Kyrgyzstan Latest Former Soviet Republic to Make Epic Historical Movie
MOSCOW – Kyrgyzstan is the latest former Soviet republic to put public money into producing a national historic epic.
Queen of the Mountains (Kurmandjan Datka in the local language, Kyrgyz) is the $1.5 million story of a noblewoman, Datka, revered to this day for her diplomacy in saving her nation from complete destruction and subjugation when Russian imperial forces conquered the Central Asian country in the 1870s.
Shot on digital Red Epic film and starring three top Kyrgyz actresses as the lead at different stages of her life -- as a young woman (Elina Abai Kyzy), middle-aged mother (Nazira Mambetova) and old woman (Jamal Seidakmatova). The film is backed by Kyrgyz president Almazbek Atambaev and minister of culture, Sultan Raev.
Writer-director Sadyk Sher-Niyaz, who is producing through Aitysh Film, Bishkek with national studio Kyrgyz Film, told The Hollywood Reporter that despite the film’s historical setting, it's subject -- that of a courageous woman who breaks away from Islamic mores and a patriarchal country to achieve great things -- is up-to-date.
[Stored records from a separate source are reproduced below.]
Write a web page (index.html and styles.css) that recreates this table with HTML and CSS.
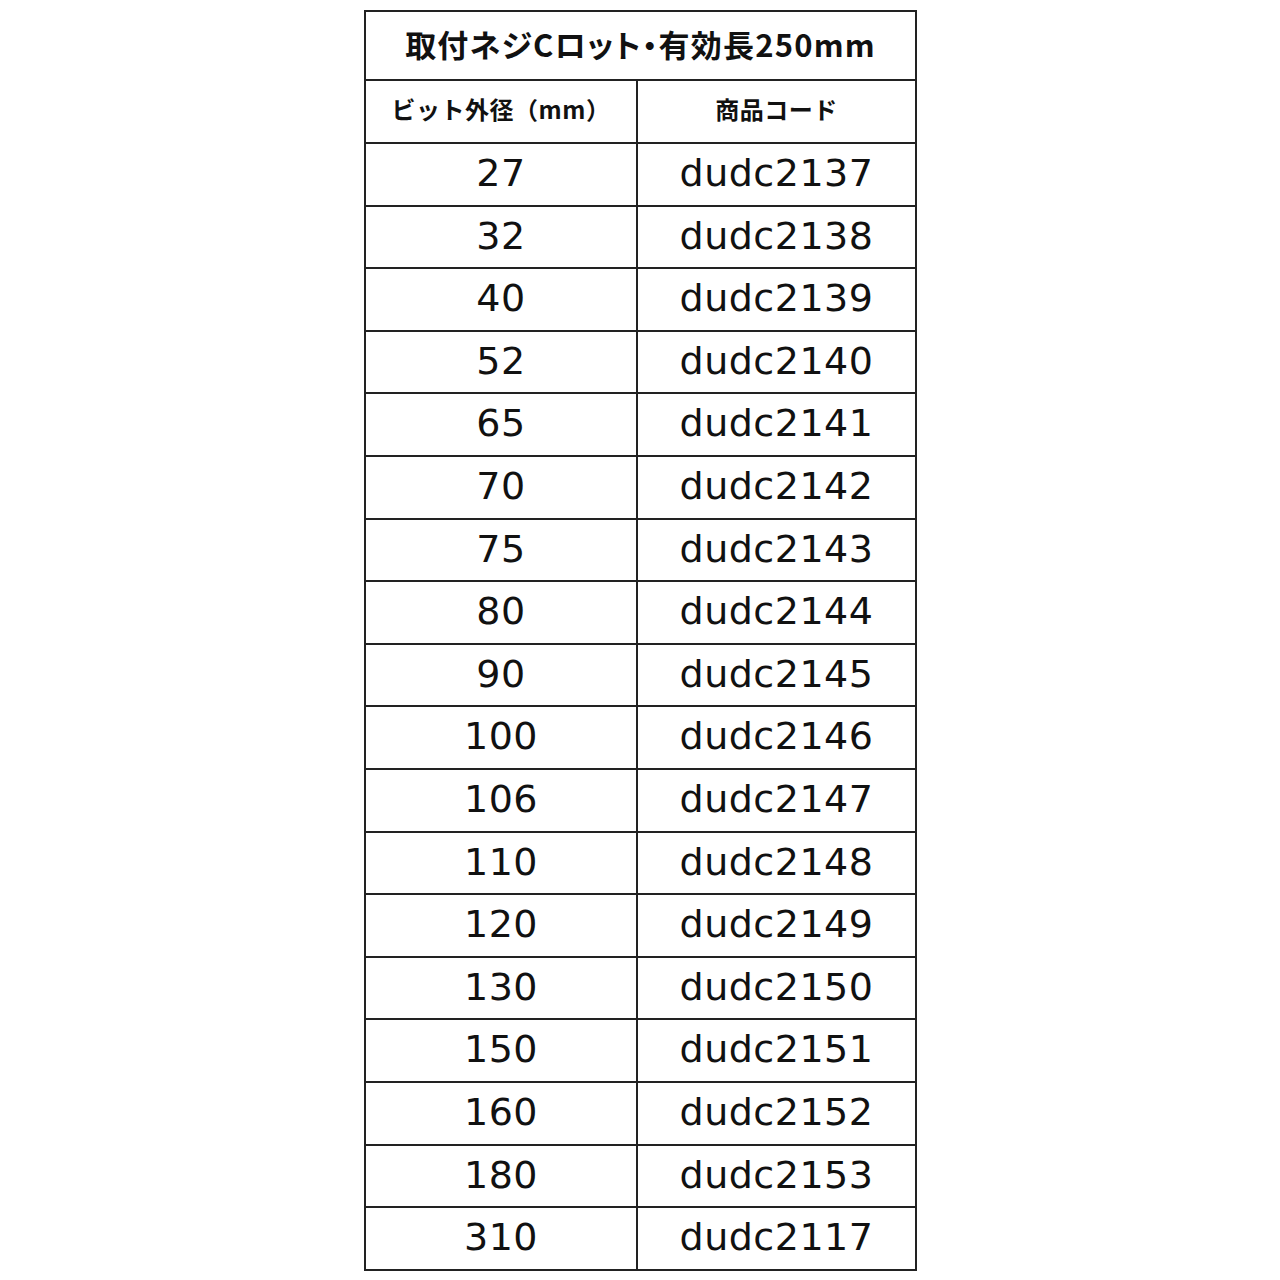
FILE: index.html
```html
<!DOCTYPE html>
<html lang="ja">
<head>
<meta charset="utf-8">
<link rel="stylesheet" href="styles.css">
</head>
<body>
<table class="spec">
  <colgroup>
    <col class="col-size">
    <col class="col-code">
  </colgroup>
  <thead>
    <tr><th class="title" colspan="2">取付ネジCロット・有効長250mm</th></tr>
    <tr><th class="head">ビット外径（mm）</th><th class="head">商品コード</th></tr>
  </thead>
  <tbody>
    <tr><td>27</td><td>dudc2137</td></tr>
    <tr><td>32</td><td>dudc2138</td></tr>
    <tr><td>40</td><td>dudc2139</td></tr>
    <tr><td>52</td><td>dudc2140</td></tr>
    <tr><td>65</td><td>dudc2141</td></tr>
    <tr><td>70</td><td>dudc2142</td></tr>
    <tr><td>75</td><td>dudc2143</td></tr>
    <tr><td>80</td><td>dudc2144</td></tr>
    <tr><td>90</td><td>dudc2145</td></tr>
    <tr><td>100</td><td>dudc2146</td></tr>
    <tr><td>106</td><td>dudc2147</td></tr>
    <tr><td>110</td><td>dudc2148</td></tr>
    <tr><td>120</td><td>dudc2149</td></tr>
    <tr><td>130</td><td>dudc2150</td></tr>
    <tr><td>150</td><td>dudc2151</td></tr>
    <tr><td>160</td><td>dudc2152</td></tr>
    <tr><td>180</td><td>dudc2153</td></tr>
    <tr><td>310</td><td>dudc2117</td></tr>
  </tbody>
</table>
</body>
</html>
```
FILE: styles.css
```css
html, body {
  margin: 0;
  padding: 0;
  background: #ffffff;
}
body {
  padding-top: 10px;
  font-family: "Noto Sans CJK JP", "Noto Sans", sans-serif;
  color: #111111;
}
.spec {
  margin-left: 364px;
  width: 551px;
  border-collapse: collapse;
  table-layout: fixed;
}
.col-size {
  width: 272px;
}
.col-code {
  width: 279px;
}
.spec th, .spec td {
  border: 2px solid #222222;
  text-align: center;
  padding: 0;
  line-height: 1.2;
}
.spec .title {
  height: 63px;
  padding-bottom: 4px;
  font-size: 31px;
  font-weight: 700;
  font-feature-settings: "palt";
  letter-spacing: 1.2px;
}
.spec .head {
  height: 57px;
  padding-bottom: 4px;
  font-size: 24px;
  font-weight: 700;
  letter-spacing: 0.5px;
}
.spec td {
  height: 59.6px;
  padding-bottom: 1px;
  font-family: "DejaVu Sans", "Noto Sans CJK JP", sans-serif;
  font-size: 38px;
  font-weight: 400;
  letter-spacing: 0.5px;
}
```
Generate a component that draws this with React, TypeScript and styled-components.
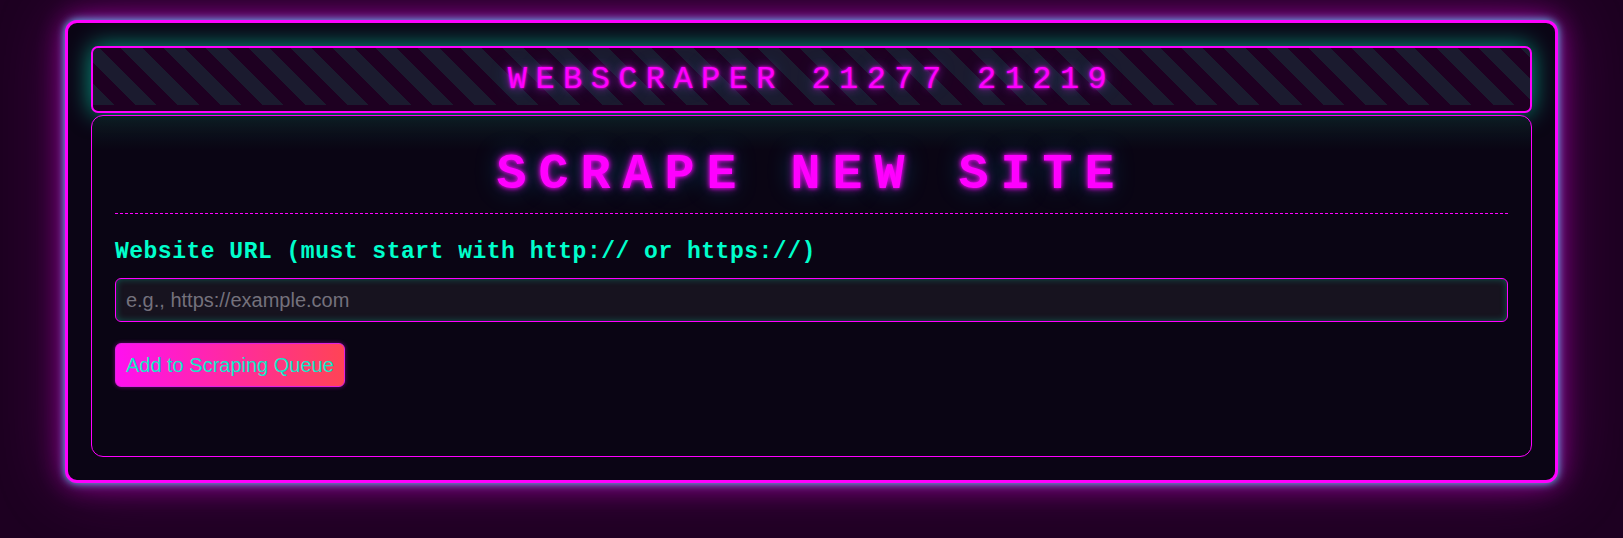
import styled, { createGlobalStyle } from 'styled-components'

const GlobalStyle = createGlobalStyle`
    html, body {
        margin: 0;
        padding: 0;
        background: #1d0021;
        font-family: Arial, "Liberation Sans", sans-serif;
    }
`

const Page = styled.div`
    padding: 20px 0 56px;
`

const Card = styled.div`
    width: 92%;
    margin: 0 auto;
    box-sizing: border-box;
    display: flex;
    flex-direction: column;
    gap: 2px;
    padding: 23px;
    background: #0b0515;
    border: 3px solid #ff00ff;
    border-radius: 12px;
    box-shadow:
        0 0 9px rgba(90, 220, 255, 0.95),
        0 0 28px rgba(255, 0, 255, 0.6),
        0 0 70px rgba(200, 0, 200, 0.3);
`

const Header = styled.header`
    position: relative;
    z-index: 0;
    padding: 15px 14px 14px;
    border: 2px solid #ff00ff;
    border-radius: 7px;
    background-color: #1e0021;
    background-image: repeating-linear-gradient(
        45deg,
        #1b1b2f 0 15px,
        #1e0021 15px 30px
    );
    background-size: 100% calc(100% - 6px);
    background-repeat: no-repeat;
    box-shadow: 0 0 24px rgba(0, 255, 200, 0.6);
    text-align: center;
`

const HeaderTitle = styled.h1`
    margin: 0;
    font-family: "Courier New", "Liberation Mono", monospace;
    font-size: 32px;
    line-height: 34px;
    font-weight: normal;
    letter-spacing: 8.4px;
    color: #ff00ff;
    text-shadow:
        0 0 3px #ff00ff,
        0 0 8px rgba(255, 0, 255, 0.7),
        0 0 18px rgba(0, 200, 255, 0.35);
`

const Panel = styled.section`
    position: relative;
    z-index: 1;
    padding: 24px 23px;
    border: 1px solid #ff00ff;
    border-radius: 12px;
    background: linear-gradient(180deg, rgba(12, 28, 34, 0.9) 0px, #0a0514 34px);
`

const Title = styled.h2`
    margin: 0 0 25px;
    padding: 6px 0 10px;
    border-bottom: 1px dashed #ff00ff;
    text-align: center;
    font-family: "Courier New", "Liberation Mono", monospace;
    font-size: 50px;
    line-height: 57px;
    font-weight: bold;
    letter-spacing: 12px;
    color: #ff00ff;
    text-shadow:
        0 0 4px #ff00ff,
        0 0 10px rgba(255, 0, 255, 0.6),
        0 0 24px rgba(0, 200, 255, 0.35);
`

const Form = styled.form`
    display: flex;
    flex-direction: column;
    align-items: flex-start;
    padding-bottom: 45px;
`

const Label = styled.label`
    margin-bottom: 13px;
    font-family: "Courier New", "Liberation Mono", monospace;
    font-size: 23px;
    line-height: 26px;
    font-weight: bold;
    letter-spacing: 0.5px;
    color: #00ffcc;
`

const UrlInput = styled.input`
    width: 100%;
    height: 44px;
    box-sizing: border-box;
    margin: 0 0 21px;
    padding: 0 10px;
    border: 1px solid #ff00ff;
    border-radius: 6px;
    background: #17131f;
    box-shadow: inset 0 0 7px rgba(0, 255, 200, 0.3);
    font-family: Arial, "Liberation Sans", sans-serif;
    font-size: 20px;
    color: #ddd;
    outline: none;

    &::placeholder {
        color: #74717c;
    }
`

const SubmitButton = styled.button`
    height: 44px;
    box-sizing: border-box;
    padding: 0 10px;
    border: 1px solid #e020e0;
    border-radius: 6px;
    background: linear-gradient(90deg, #ff10f0 0%, #ff2aa0 50%, #ff4455 100%);
    box-shadow: 0 0 4px rgba(255, 0, 255, 0.4);
    font-family: Arial, "Liberation Sans", sans-serif;
    font-size: 20px;
    line-height: 22px;
    color: #10e8c8;
    cursor: pointer;
`

const App = () => {
    return (
        <>
            <GlobalStyle />
            <Page>
                <Card>
                    <Header>
                        <HeaderTitle>WEBSCRAPER 21277 21219</HeaderTitle>
                    </Header>

                    <Panel>
                        <Title>SCRAPE NEW SITE</Title>
                        <Form onSubmit={e => e.preventDefault()}>
                            <Label htmlFor="url">Website URL (must start with http:// or https://)</Label>
                            <UrlInput id="url" type="text" placeholder="e.g., https://example.com" />
                            <SubmitButton type="submit">Add to Scraping Queue</SubmitButton>
                        </Form>
                    </Panel>
                </Card>
            </Page>
        </>
    )
}

export default App
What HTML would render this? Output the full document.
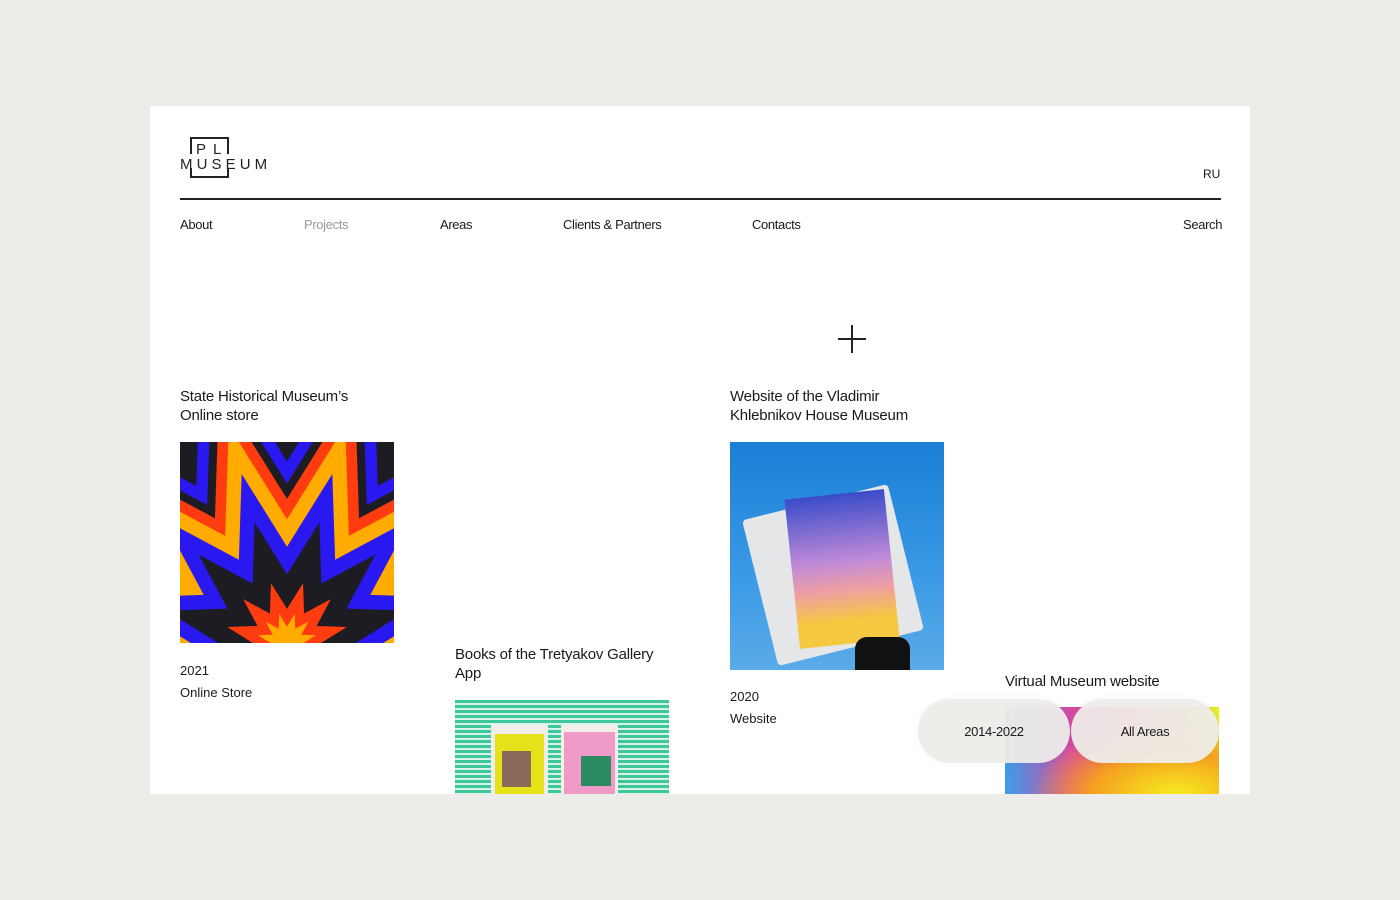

"It's the story of a young woman who is forced into an arranged marriage but escapes, flees to the mountains and falls in love with the local chief, Alynbek, whom she marries. When he is killed by political rivals she becomes the 'queen of the mountains' and a key figure in the national struggle when the Russians invade."
Filled with spectacular locations, lavish costumes, bloody battle scenes and dramatic turns, the film is shooting on location this summer with a release slated for early next year.
Last year’s $10 million national epic from oil-rich neighbor Kazakhstan, Myn Bala, which included a top-notch international creative crew, was a box-office sensation in that more populous state.
Kyrgyzstan, which has a population of 5.5 million and GDP per capita of just $2,400 a year (compared with Kazakhstan's population of 17.7 million and per capita GDP of $13,900) is not a major producer of films. But the country’s rugged and beautiful scenery makes it a spectacular movie location and a new, relatively affluent generation of educated young people are increasingly using low-cost digital equipment to make films.
"We’re experiencing a film boom now, with around 100 low-budget movies shot every year – many of them about love, of course!" Sher-Niyaz said.